It's like clockwork. As soon as gas prices start to spike, chain-letters flood my email in-box.
"Don't buy gas on Thursdays!"
"Don't buy gas from the two biggest companies!"
"Take aggressive action. Teach oil companies that buyers control the market place...not sellers!"
There was a particularly big upsurge last week when The New York Times revealed that Exxon's CEO had earned a mind-boggling $686 million over the past 12 years. Executive over-compensation is the scandal of American capitalism generally, but that one takes the cake.
Unfortunately, though, there's a serious problem with all these well-meaning chain-letter plans to stick it to the Exxon Man (aside from the fact that the letter supposedly from the "retired engineer from Halliburton" is a well-documented hoax).
They're all based on the erroneous belief that cheap gas is good.
Friends, if you think that cheap gas is good -- that it's good for you, good for America, good for the planet -- you haven't been paying attention.
Several of the greatest threats facing us today result directly from our addiction to cheap oil and gas. First and foremost is global warming. Add to that our economic dependence on unstable, hostile Middle East dictatorships. Stir in our tragic intervention in Iraq. Add the trade deficit. And terrorism. The list goes on and on.
The main solution is the rapid replacement of petroleum with alternate sources of energy that are self-sustaining, domestically produced and far less polluting.
Case in point are bio-fuels made from corn, wood, sugarcane, even recycled restaurant oil. The technology to use them is already here, today, now. Brazil's drivers -- and Brazil itself -- will be energy independent by the end of this year, using fuel from sugar cane! When used in cars, they cut pollutants by 70% and add nothing to global warming, since they're simply recycling CO2 that's already in the atmosphere.
But although America desperately needs bio-fuels and other alternatives like wind and solar energy on a massive scale, such alternatives don't make economic sense as long as gas is only a few bucks a gallon.
Free markets simply will not make the changes necessary to save the planet until gas prices rise significantly and stay there.
Indeed, one of the main impediments against the development of alternative energy is investors' worry that if alternatives start to become successful, the cartels will simply lower the price of oil and deliberately bankrupt anybody who invested in the alternatives.

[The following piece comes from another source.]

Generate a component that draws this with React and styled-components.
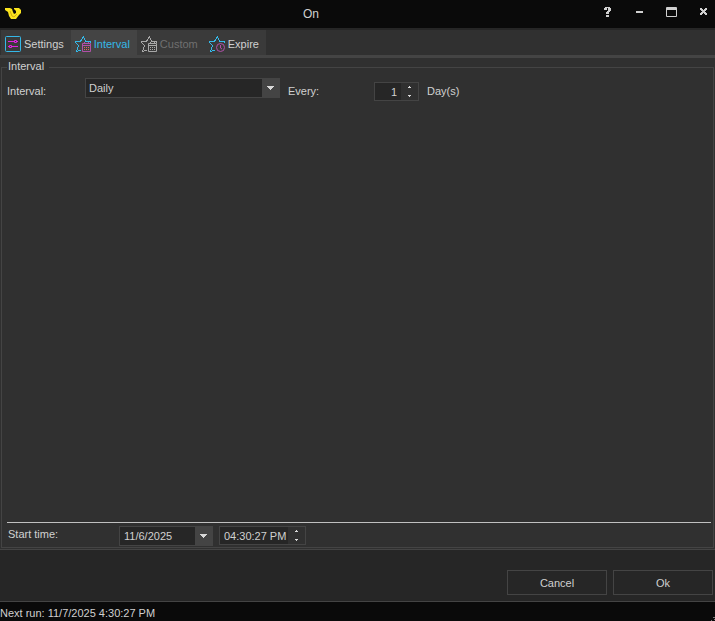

That fear alone is enough to keep many alternatives off the market -- and to keep us guzzling Mideast gas.
Bottom line: Our enemy is not expensive gas. Our enemy is cheap gas!
That's why I find these chain letters so depressing. For some reason, the ones I receive mostly come from friends and acquaintances who are progressive. People who worry about global warming. People who oppose the war.
Somehow, the connection between these disasters and cheap gas is just not getting through.
Every time you get one of those chain letters, write or call the person who sent it. Discuss the connections. Suggest that they stop demanding cheap gas, and start demanding bio fuels.
Suggest that instead of circulating a chain letter, they write to their congressperson in support of a gas tax that would raise the cost of oil high enough to get the SUVs out of the showrooms and stimulate alternative forms of energy.
Suggest that we don't need to take action against higher gas prices. We need to take action against the idea that cheap gas is an American birthright.
Today, that deadly idea is merely driving these chain letters. Left unchallenged, it could drive us to extinction.